U.S. Sen. Amy Klobuchar had 90 minutes on the national stage Monday to make her best case for protecting the Affordable Care Act.
She started with her own first serious encounter with a health crisis, as the new mother of a desperately ill baby.
"Politics is about making people's life better," said the Minnesota Democrat, who turned that experience two decades ago into a campaign to ensure that other new mothers wouldn't be pushed out of the hospital 24 hours after delivery, as she was.
Klobuchar shared the stage at Monday's CNN health care town hall debate with three colleagues with two different plans to do away with so-called Obamacare. Vermont's independent U.S. Sen. Bernie Sanders favors a single-payer system that would expand Medicare to all Americans. Republican U.S. Sens. Bill Cassidy and Lindsey Graham sponsored the latest, likely unsuccessful, attempt to dismantle the health care law.
The Cassidy-Graham bill is teetering on the brink of collapse, lacking the 50 Republican votes it needs to pass before an end-of-the-week procedural deadline.
"I'm here tonight because Obamacare is failing," Graham said, as the evening's topic pivoted from his faltering bill to a broader discussion of what happens next with the nation's health care.

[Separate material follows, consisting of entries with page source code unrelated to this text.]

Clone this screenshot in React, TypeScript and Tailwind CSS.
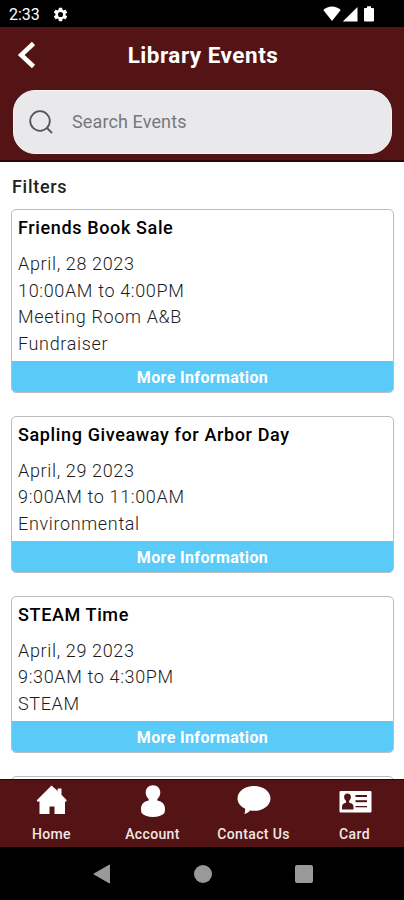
import React from "react";

interface LibraryEvent {
  title: string;
  details: string[];
}

const events: LibraryEvent[] = [
  {
    title: "Friends Book Sale",
    details: [
      "April, 28 2023",
      "10:00AM to 4:00PM",
      "Meeting Room A&B",
      "Fundraiser",
    ],
  },
  {
    title: "Sapling Giveaway for Arbor Day",
    details: ["April, 29 2023", "9:00AM to 11:00AM", "Environmental"],
  },
  {
    title: "STEAM Time",
    details: ["April, 29 2023", "9:30AM to 4:30PM", "STEAM"],
  },
];

const StatusBar: React.FC = () => (
  <div className="flex h-[27px] shrink-0 items-center justify-between bg-black pl-[9px] pr-[29px] pt-px text-white">
    <div className="flex items-center gap-[12px]">
      <span className="pt-[2px] text-base leading-none">2:33</span>
      <svg className="size-[17px]" viewBox="0 0 24 24" fill="currentColor">
        <path d="M19.14 12.94a7.1 7.1 0 0 0 0-1.88l2.03-1.58a.5.5 0 0 0 .12-.61l-1.92-3.32a.5.5 0 0 0-.59-.22l-2.39.96a7 7 0 0 0-1.62-.94l-.36-2.54a.5.5 0 0 0-.48-.41h-3.84a.5.5 0 0 0-.47.41l-.36 2.54a7.3 7.3 0 0 0-1.62.94l-2.39-.96a.5.5 0 0 0-.59.22L2.74 8.87a.5.5 0 0 0 .12.61l2.03 1.58a7 7 0 0 0 0 1.88l-2.03 1.58a.5.5 0 0 0-.12.61l1.92 3.32c.12.22.37.29.59.22l2.39-.96c.5.38 1.03.7 1.62.94l.36 2.54c.05.24.24.41.48.41h3.84c.24 0 .44-.17.47-.41l.36-2.54a7.3 7.3 0 0 0 1.62-.94l2.39.96c.22.08.47 0 .59-.22l1.92-3.32a.5.5 0 0 0-.12-.61zM12 15.6a3.6 3.6 0 1 1 0-7.2 3.6 3.6 0 0 1 0 7.2z" />
      </svg>
    </div>
    <svg className="h-4 w-[52px]" viewBox="0 0 52 16" fill="currentColor">
      <path d="M.3 4C5-.8 13-.8 17.700 4L9 15z" />
      <path d="M34.500 1v14.500H19.800z" />
      <path d="M42 2h2V.3h4V2h2a1 1 0 0 1 1 1v11.500a1 1 0 0 1-1 1h-8a1 1 0 0 1-1-1V3a1 1 0 0 1 1-1z" />
    </svg>
  </div>
);

const Header: React.FC = () => (
  <div className="flex h-[135px] shrink-0 flex-col border-b-2 border-[#2c0507] bg-[#541416] px-3">
    <div className="grid h-[63px] grid-cols-[40px_1fr_40px] items-center pb-[5px]">
      <button aria-label="Back" className="-mt-[3px] pl-[5px]">
        <svg
          className="h-7 w-[19px]"
          viewBox="0 0 19 28"
          fill="none"
          stroke="white"
          strokeWidth="4.600"
        >
          <path d="M16.500 2.500L4.200 14l12.300 11.500" />
        </svg>
      </button>
      <h1 className="pl-[2px] text-center text-[22.500px] font-bold tracking-[0.500px] text-white">
        Library Events
      </h1>
    </div>
    <label className="ml-px flex h-[63.500px] items-center rounded-[22px] border border-[#f5f5f6] bg-[#e9e9eb] pl-[15px]">
      <svg
        className="size-6"
        viewBox="0 0 24 24"
        fill="none"
        stroke="#55565a"
        strokeWidth="1.800"
      >
        <circle cx="11" cy="11" r="9.800" />
        <path d="M18 18l5 5" />
      </svg>
      <input
        placeholder="Search Events"
        className="ml-[19px] w-[260px] text-lg tracking-[0.120px] outline-none placeholder:text-[#77787b]"
      />
    </label>
  </div>
);

const EventCard: React.FC<{ event: LibraryEvent }> = ({ event }) => (
  <div className="shrink-0 overflow-hidden rounded-[5px] border border-[#bdbdc0] bg-white">
    <div className="px-[6px] pb-[4px] pt-[5px]">
      <h2 className="mb-[10px] text-lg font-medium leading-[26px] tracking-[0.630px] text-black">
        {event.title}
      </h2>
      {event.details.map((detail) => (
        <p
          key={detail}
          className="text-lg font-light leading-[26.500px] tracking-[0.650px] text-[#1c1c1c]"
        >
          {detail}
        </p>
      ))}
    </div>
    <button className="block h-[31px] w-full bg-[#5acbf9] pt-[3px] text-base font-bold tracking-[0.350px] text-white">
      More Information
    </button>
  </div>
);

const NavItem: React.FC<{ label: string; children: React.ReactNode }> = ({
  label,
  children,
}) => (
  <button className="flex flex-1 flex-col items-center pt-[5px] text-white">
    <svg className="h-[34px] w-9" viewBox="0 0 36 34" fill="currentColor">
      {children}
    </svg>
    <span className="mt-[6px] whitespace-nowrap text-sm font-medium leading-[18px] tracking-[0.350px] text-[#f1e6e4]">
      {label}
    </span>
  </button>
);

const BottomNav: React.FC = () => (
  <div className="-mr-px flex h-[68px] shrink-0 border-t border-[#2c0507] bg-[#541416] pl-px">
    <NavItem label="Home">
      <path d="M17.500.5l6.200 5.500V3.500H27.500v6.200l5 5.300v1.500H31V29H20.500v-7.500H15.500V29H5.500V16.500H3V15z" />
    </NavItem>
    <NavItem label="Account">
      <path d="M18 .3c4.300 0 7.300 3.200 7.300 7.200 0 2.800-1.300 5-3 6.700v1.300c4.700.8 7.700 3.800 7.700 8.500 0 1.600-.2 3-.7 4.300-2.300 2.400-6.400 3.700-11.300 3.700s-9-1.300-11.300-3.700C6.200 27 6 25.600 6 24c0-4.700 3-7.700 7.700-8.500v-1.300c-1.700-1.700-3-3.900-3-6.700 0-4 3-7.200 7.300-7.200z" />
    </NavItem>
    <NavItem label="Contact Us">
      <path d="M18 1c9.200 0 16.500 5.500 16.500 12.400S27.200 25.800 18 25.800c-1.400 0-2.700-.1-3.900-.3-1.500 1.900-3.500 3.100-5.800 3.500.9-1.600 1.100-3.400.7-5.400C4.400 21.300 1.500 17.600 1.500 13.400 1.500 6.500 8.800 1 18 1z" />
    </NavItem>
    <NavItem label="Card">
      <rect x="2.500" y="6" width="32" height="21.500" rx="1" />
      <g fill="#541416">
        <path d="M10.500 8.500c2.100 0 3.400 1.400 3.400 3.500 0 1.500-.7 2.700-1.700 3.700v2c2.800.3 4.300 1.600 4.300 4v2.800H5v-2.800c0-2.400 1.500-3.700 4-4v-2c-1.200-1-1.900-2.200-1.900-3.700 0-2.100 1.300-3.500 3.400-3.500z" />
        <rect x="18.500" y="10" width="11.500" height="2" />
        <rect x="18.500" y="15.200" width="11.500" height="2" />
        <rect x="18.500" y="21" width="11.500" height="1.300" />
      </g>
    </NavItem>
  </div>
);

const SystemBar: React.FC = () => (
  <div className="flex h-[53px] shrink-0 items-center justify-center gap-[83px] bg-black pl-px text-[#999]">
    <svg className="h-5 w-[18px]" viewBox="0 0 18 20" fill="currentColor">
      <path d="M16.500 1v18L.8 10z" stroke="currentColor" strokeLinejoin="round" />
    </svg>
    <div className="size-[18px] rounded-full bg-[#999]" />
    <div className="size-[18px] rounded-[2px] bg-[#999]" />
  </div>
);

export default function App() {
  return (
    <div className="flex h-[900px] w-[404px] flex-col overflow-hidden bg-white font-[Roboto,sans-serif]">
      <StatusBar />
      <Header />
      <main className="flex min-h-0 flex-1 flex-col overflow-hidden pl-[11px] pr-[10px]">
        <h2 className="mb-[9px] ml-px mt-3 text-lg font-medium leading-[26px] tracking-[0.700px] text-[#222]">
          Filters
        </h2>
        <div className="flex flex-col gap-[22.500px] pt-[0.300px]">
          {events.map((event) => (
            <EventCard key={event.title} event={event} />
          ))}
          <div className="h-10 shrink-0 rounded-[5px] border border-[#bdbdc0]" />
        </div>
      </main>
      <BottomNav />
      <SystemBar />
    </div>
  );
}
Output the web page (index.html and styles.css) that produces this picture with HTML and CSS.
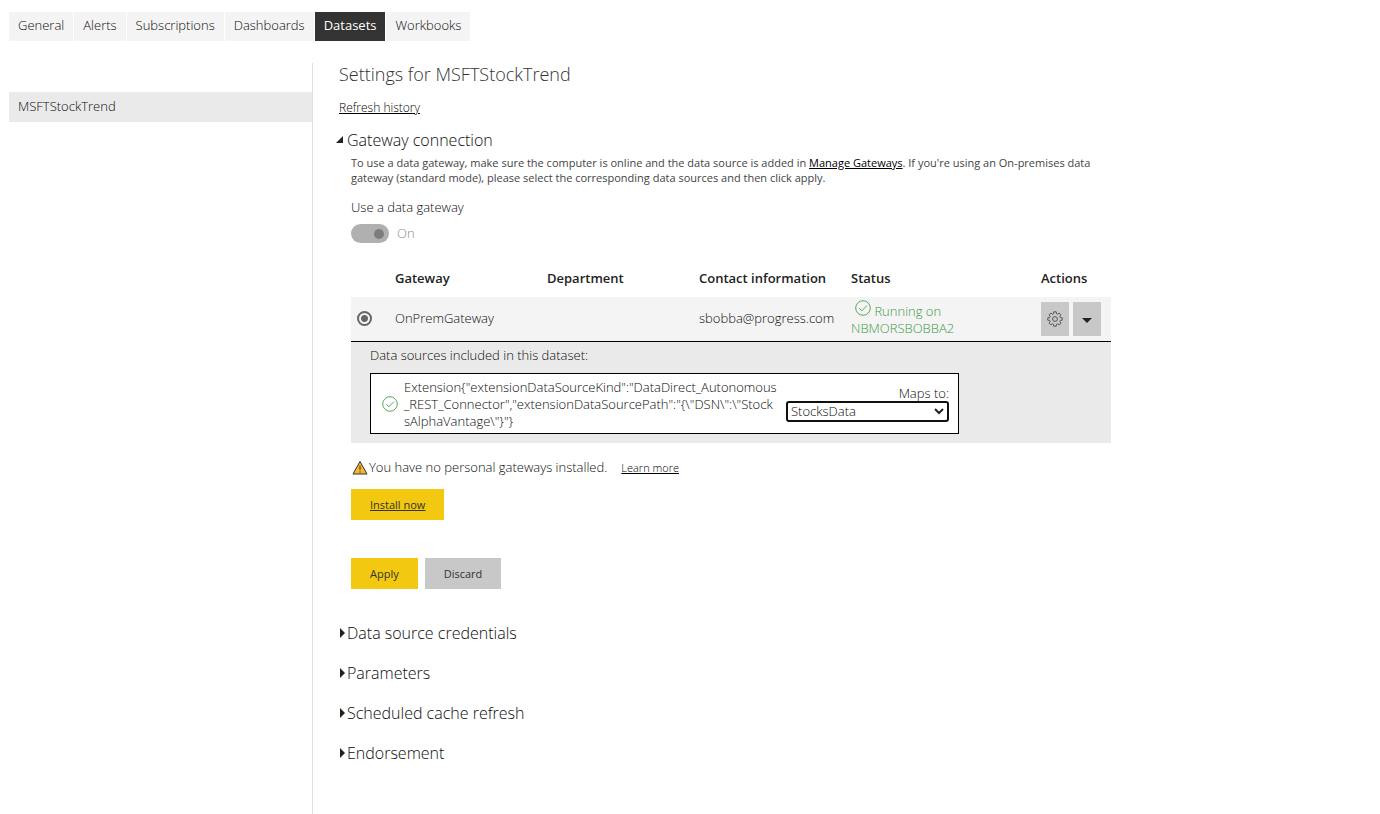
FILE: index.html
```html
<!DOCTYPE html>
<html lang="en">
<head>
  <meta charset="UTF-8">
  <meta name="viewport" content="width=device-width, initial-scale=1.0">
  <title>Settings</title>
  <link rel="stylesheet" href="styles.css">
</head>
<body>
  <nav class="tabs">
    <button type="button" class="tab">General</button>
    <button type="button" class="tab">Alerts</button>
    <button type="button" class="tab">Subscriptions</button>
    <button type="button" class="tab">Dashboards</button>
    <button type="button" class="tab active">Datasets</button>
    <button type="button" class="tab">Workbooks</button>
  </nav>

  <div class="layout">
    <aside class="sidebar">
      <a href="#" class="sidebar-item">MSFTStockTrend</a>
    </aside>

    <main class="content">
      <h1>Settings for MSFTStockTrend</h1>
      <a href="#" class="history-link">Refresh history</a>

      <section class="section">
        <h2><button type="button" class="section-toggle" aria-expanded="true">
          <svg class="arrow" viewBox="0 0 11 10"><path d="M7 1v7H0z"/></svg>Gateway connection</button></h2>

        <div class="section-body">
          <p class="help">To use a data gateway, make sure the computer is online and the data source is added in <a href="#">Manage Gateways</a>. If you're using an On-premises data gateway (standard mode), please select the corresponding data sources and then click apply.</p>

          <label class="label" for="use-gateway">Use a data gateway</label>
          <div class="switch-row">
            <input type="checkbox" class="switch" id="use-gateway" checked disabled>
            <span>On</span>
          </div>

          <table class="gateways">
            <thead>
              <tr>
                <th class="col-pick"></th>
                <th class="col-text">Gateway</th>
                <th class="col-text">Department</th>
                <th class="col-text">Contact information</th>
                <th class="col-status">Status</th>
                <th>Actions</th>
              </tr>
            </thead>
            <tbody>
              <tr class="gateway-row">
                <td class="pick"><input type="radio" class="radio" name="gateway" id="gateway-1" aria-label="OnPremGateway" checked></td>
                <td><label for="gateway-1">OnPremGateway</label></td>
                <td></td>
                <td>sbobba@progress.com</td>
                <td class="status">
                  <svg class="check" viewBox="0 0 16 16"><circle cx="8" cy="8" r="7.3"/><path d="M4.3 8.2l2.6 2.6 5-5.2"/></svg>
                  Running on<br>NBMORSBOBBA2
                </td>
                <td>
                  <div class="actions">
                    <button type="button" class="icon-btn" aria-label="Settings">
                      <svg class="gear" viewBox="0 0 16 16"><path d="M6.8.8h2.4l.3 1.9 1.2.5 1.5-1.1 1.7 1.7-1.1 1.5.5 1.2 1.9.3v2.4l-1.9.3-.5 1.2 1.1 1.5-1.7 1.7-1.5-1.1-1.2.5-.3 1.9H6.8l-.3-1.9-1.2-.5-1.5 1.1-1.7-1.7 1.1-1.5-.5-1.2-1.9-.3V6.8l1.9-.3.5-1.2-1.1-1.5 1.7-1.7 1.5 1.1 1.2-.5z"/><circle cx="8" cy="8" r="2.4"/></svg>
                    </button>
                    <button type="button" class="icon-btn" aria-label="Show data sources">
                      <svg class="caret" viewBox="0 0 10 5"><path d="M0 0h10L5 5z"/></svg>
                    </button>
                  </div>
                </td>
              </tr>
              <tr class="sources-row">
                <td colspan="6">
                  <p>Data sources included in this dataset:</p>
                  <div class="source">
                    <svg class="check" viewBox="0 0 16 16"><circle cx="8" cy="8" r="7.3"/><path d="M4.3 8.2l2.6 2.6 5-5.2"/></svg>
                    <div class="source-name">Extension{"extensionDataSourceKind":"DataDirect_Autonomous<wbr>_REST_Connector","extensionDataSourcePath":"{\"DSN\":\"Stock<wbr>sAlphaVantage\"}"}</div>
                    <div class="maps">
                      <label for="maps-to">Maps to:</label>
                      <div class="select-wrap">
                        <select id="maps-to">
                          <option>StocksData</option>
                        </select>
                        <svg class="chevron" viewBox="0 0 10 7"><path d="M1 1l4 4 4-4"/></svg>
                      </div>
                    </div>
                  </div>
                </td>
              </tr>
            </tbody>
          </table>

          <div class="notice">
            <svg class="warning" viewBox="0 0 16 15"><path class="sign" d="M8 1.5L15 14H1z"/><path class="mark" d="M8 5.5v4.5M8 11.3v1.4"/></svg>
            <span>You have no personal gateways installed.</span>
            <a href="#">Learn more</a>
          </div>
          <a href="#" class="btn btn-primary install">Install now</a>

          <div class="buttons">
            <button type="button" class="btn btn-primary">Apply</button>
            <button type="button" class="btn">Discard</button>
          </div>
        </div>
      </section>

      <div class="collapsed">
        <h2><button type="button" class="section-toggle" aria-expanded="false">
          <svg class="arrow" viewBox="0 0 11 10"><path d="M4 0l5 5-5 5z"/></svg>Data source credentials</button></h2>
        <h2><button type="button" class="section-toggle" aria-expanded="false">
          <svg class="arrow" viewBox="0 0 11 10"><path d="M4 0l5 5-5 5z"/></svg>Parameters</button></h2>
        <h2><button type="button" class="section-toggle" aria-expanded="false">
          <svg class="arrow" viewBox="0 0 11 10"><path d="M4 0l5 5-5 5z"/></svg>Scheduled cache refresh</button></h2>
        <h2><button type="button" class="section-toggle" aria-expanded="false">
          <svg class="arrow" viewBox="0 0 11 10"><path d="M4 0l5 5-5 5z"/></svg>Endorsement</button></h2>
      </div>
    </main>
  </div>
</body>
</html>
```
FILE: styles.css
```css
:root {
  --text: #333333;
  --dark: #0c0c0c;
  --light-bg: #f4f4f4;
  --grey-bg: #eaeaea;
  --button: #c8c8c8;
  --yellow: #f2c811;
  --green: #3f9a46;
}

* {
  box-sizing: border-box;
}

body {
  margin: 0;
  padding: 12px 0 0 9px;
  min-height: 100vh;
  display: flex;
  flex-direction: column;
  background: #ffffff;
  color: var(--dark);
  font-family: "Open Sans", "Noto Sans", sans-serif;
  font-size: 13px;
  font-weight: 300;
  line-height: 17px;
}

button,
select {
  font: inherit;
  color: inherit;
}

button {
  border: none;
  cursor: pointer;
}

h1,
h2,
p {
  margin: 0;
}

a {
  color: #000000;
}

.tabs {
  display: flex;
  gap: 1px;
}

.tab {
  padding: 5px 9px 7px;
  background: var(--light-bg);
}

.tab.active {
  background: var(--text);
  color: #ffffff;
  font-weight: 400;
}

.layout {
  display: flex;
  flex: 1;
  margin-top: 22px;
}

.sidebar {
  width: 304px;
  flex-shrink: 0;
  padding-top: 29px;
  border-right: 1px solid #e0e0e0;
}

.sidebar-item {
  display: block;
  padding: 6px 9px 7px;
  background: var(--grey-bg);
  color: var(--dark);
  text-decoration: none;
}

.content {
  flex: 1;
  padding: 0 26px;
}

h1 {
  color: var(--text);
  font-size: 18px;
  font-weight: 300;
  line-height: 22px;
}

.history-link {
  display: block;
  width: max-content;
  margin-top: 14px;
  font-size: 12px;
}

.section {
  margin-top: 14px;
}

h2 {
  font-size: 16px;
  font-weight: 300;
  line-height: 20px;
}

.section-toggle {
  display: flex;
  align-items: center;
  margin-left: -3px;
  padding: 0;
  background: none;
}

.arrow {
  width: 11px;
  height: 10px;
  fill: #222222;
}

.section-body {
  max-width: 772px;
  padding: 5px 0 0 12px;
}

.help {
  max-width: 745px;
  color: #444444;
  font-size: 11px;
  font-weight: 400;
  line-height: 15px;
}

.label {
  display: block;
  margin-top: 14px;
}

.switch-row {
  display: flex;
  align-items: center;
  gap: 8px;
  margin-top: 8px;
  color: #8c8c8c;
}

.switch {
  appearance: none;
  display: flex;
  align-items: center;
  justify-content: flex-end;
  width: 38px;
  height: 19px;
  margin: 0;
  padding-right: 5px;
  border-radius: 10px;
  background: #b0b0b0;
}

.switch::before {
  content: "";
  width: 10px;
  height: 10px;
  border-radius: 50%;
  background: #7d7d7d;
}

.gateways {
  width: 100%;
  margin-top: 16px;
  table-layout: fixed;
  border-collapse: collapse;
  text-align: left;
}

.gateways th {
  height: 38px;
  padding: 0;
  color: #222222;
  font-weight: 600;
}

.gateways td {
  padding: 0;
}

.col-pick {
  width: 44px;
}

.col-text {
  width: 20%;
}

.col-status {
  width: 25%;
}

.gateway-row {
  height: 44px;
  background: var(--light-bg);
  border-bottom: 1px solid #000000;
}

.pick {
  line-height: 0;
}

.radio {
  appearance: none;
  width: 15px;
  height: 15px;
  margin: 0 0 0 6px;
  border: 2px solid #666666;
  border-radius: 50%;
  background: radial-gradient(circle, #666666 3px, transparent 4px);
}

.status {
  color: var(--green);
}

.check {
  width: 16px;
  height: 16px;
  flex-shrink: 0;
  fill: none;
  stroke: #5aa860;
}

.status .check {
  margin-left: 4px;
}

.actions {
  display: flex;
  gap: 4px;
}

.icon-btn {
  display: flex;
  align-items: center;
  justify-content: center;
  width: 28px;
  height: 34px;
  padding: 0;
  background: var(--button);
}

.gear {
  width: 16px;
  height: 16px;
  fill: none;
  stroke: #555555;
}

.caret {
  width: 10px;
  height: 5px;
  margin-top: 4px;
  fill: #222222;
}

.sources-row {
  background: var(--grey-bg);
}

.gateways .sources-row td {
  padding: 5px 19px 9px;
}

.source {
  display: flex;
  align-items: center;
  width: 589px;
  max-width: 100%;
  margin-top: 9px;
  padding: 5px 9px 3px 11px;
  border: 1px solid #000000;
  background: #ffffff;
}

.source-name {
  flex: 1;
  margin-left: 6px;
}

.maps {
  display: flex;
  flex-direction: column;
  flex-shrink: 0;
  width: 163px;
  line-height: 15px;
  text-align: right;
}

.select-wrap {
  display: flex;
  align-items: center;
  position: relative;
}

.select-wrap select {
  appearance: none;
  width: 100%;
  height: 21px;
  padding: 0 3px;
  border: 2px solid #101010;
  border-radius: 3px;
  background: #ffffff;
  line-height: 17px;
}

.chevron {
  position: absolute;
  right: 5px;
  width: 10px;
  height: 7px;
  fill: none;
  stroke: #222222;
  stroke-width: 2;
  pointer-events: none;
}

.notice {
  display: flex;
  align-items: center;
  margin-top: 16px;
}

.notice a {
  margin-left: 14px;
  font-size: 11px;
}

.warning {
  width: 16px;
  height: 15px;
  margin: 0 1px;
}

.sign {
  fill: #f5b82e;
  stroke: #333333;
}

.mark {
  fill: none;
  stroke: #333333;
}

.btn {
  padding: 8px 19px;
  background: var(--button);
  color: var(--text);
  font-size: 11px;
  font-weight: 400;
  line-height: 15px;
}

.btn-primary {
  background: var(--yellow);
}

.install {
  display: block;
  width: max-content;
  margin-top: 13px;
}

.buttons {
  display: flex;
  gap: 7px;
  margin-top: 38px;
}

.collapsed {
  display: flex;
  flex-direction: column;
  gap: 20px;
  margin-top: 34px;
}
```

Cassidy-Graham would replace federal subsidies with state block grants. In the process, it would take billions of dollars away from states such as Minnesota while sending billions more to states such as Wisconsin that had rejected extra ACA funds.
Sanders called for a short-term bipartisan fix to shore up struggling state health exchanges and push down rising premium costs. The Senate health committee had been working on such a fix, only to collapse as Graham-Cassidy gained steam. "Let us work together," he said.